Hybrid tension control method for tethered satellite systems during large tumbling space debris removal

Large space debris in the valuable orbit is an inevitable and serious problem which increases the risk of fatal collisions. The use of space tether is a promising method for de-orbiting large debris safely at low cost and low energy consumption. However, the risk of winding is increasing because of variations in sway motion due to underactuativity, high nonlinearity, and the strong coupling of the tethered system. Hence, in this paper, a hybrid tension control method is proposed to stabilise satellite system tethered to large space debris. The dynamic equations of a tethered satellite system are formulated with an analysis of the impact of the variation in sway motion on tether winding.
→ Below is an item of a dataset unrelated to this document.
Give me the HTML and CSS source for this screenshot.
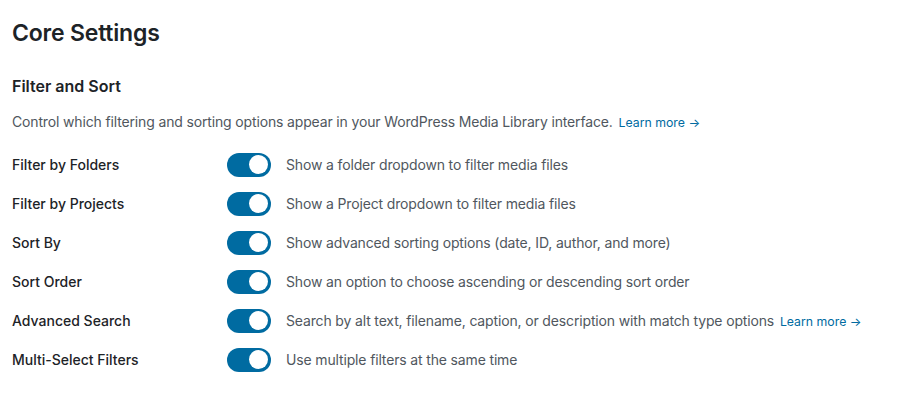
FILE: index.html
```html
<!DOCTYPE html>
<html lang="en">
<head>
<meta charset="utf-8">
<link rel="stylesheet" href="styles.css">
</head>
<body>
<div class="page">
  <h1 class="title">Core Settings</h1>
  <h2 class="subtitle">Filter and Sort</h2>
  <p class="intro">Control which filtering and sorting options appear in your WordPress Media Library interface. <a class="learn" href="#">Learn more →</a></p>
  <div class="rows">
    <div class="row"><span class="label">Filter by Folders</span><span class="toggle"><span class="knob"></span></span><span class="desc">Show a folder dropdown to filter media files</span></div>
    <div class="row"><span class="label">Filter by Projects</span><span class="toggle"><span class="knob"></span></span><span class="desc">Show a Project dropdown to filter media files</span></div>
    <div class="row"><span class="label">Sort By</span><span class="toggle"><span class="knob"></span></span><span class="desc">Show advanced sorting options (date, ID, author, and more)</span></div>
    <div class="row"><span class="label">Sort Order</span><span class="toggle"><span class="knob"></span></span><span class="desc">Show an option to choose ascending or descending sort order</span></div>
    <div class="row"><span class="label">Advanced Search</span><span class="toggle"><span class="knob"></span></span><span class="desc">Search by alt text, filename, caption, or description with match type options <a class="learn" href="#">Learn more →</a></span></div>
    <div class="row"><span class="label">Multi-Select Filters</span><span class="toggle"><span class="knob"></span></span><span class="desc">Use multiple filters at the same time</span></div>
  </div>
</div>
</body>
</html>
```
FILE: styles.css
```css
* { box-sizing: border-box; }
html, body { margin: 0; padding: 0; background: #fff; }
body { font-family: Inter, "Noto Sans", "Liberation Sans", sans-serif; color: #1d2327; }
.page { padding: 19px 12px 0 12px; }
.title { font-size: 23px; font-weight: 600; margin: 0; line-height: 28px; letter-spacing: -0.2px; }
.subtitle { font-size: 16px; font-weight: 600; margin: 29px 0 0; line-height: 20px; }
.intro { font-size: 14px; color: #50575e; margin: 16px 0 0; line-height: 20px; letter-spacing: -0.15px; }
.learn { color: #006ba1; text-decoration: none; font-size: 12.3px; margin-left: 2px; letter-spacing: 0; }
.rows { margin-top: 12px; display: flex; flex-direction: column; }
.row { display: flex; align-items: center; height: 39px; }
.label { width: 215px; font-size: 14px; font-weight: 500; color: #1d2327; }
.toggle { width: 44px; height: 24px; border-radius: 12px; background: #006ba1; display: flex; align-items: center; justify-content: flex-end; padding-right: 3px; flex-shrink: 0; }
.knob { width: 19px; height: 19px; border-radius: 50%; background: #fff; }
.desc { margin-left: 15px; font-size: 14px; color: #50575e; letter-spacing: -0.15px; }
```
Following this, the optimal commands of sway motion are planned using the Gauss pseudospectral method to preliminarily avoid the tether winding with the target. To further reduce the risk of winding, a fuzzy adaptive proportion differentiation (PD) controller is designed to stabilise the relative attitude of the tether and the large debris. And the control tension is considered as a time-varying parameter and is added using a hierarchical sliding-mode controller (HSMC), which is used to control the in-plane angle and the relative distance to implement the hybrid control of the overall tethered satellite system. Several simulations were implemented to verify the effectiveness of the proposed tension control method.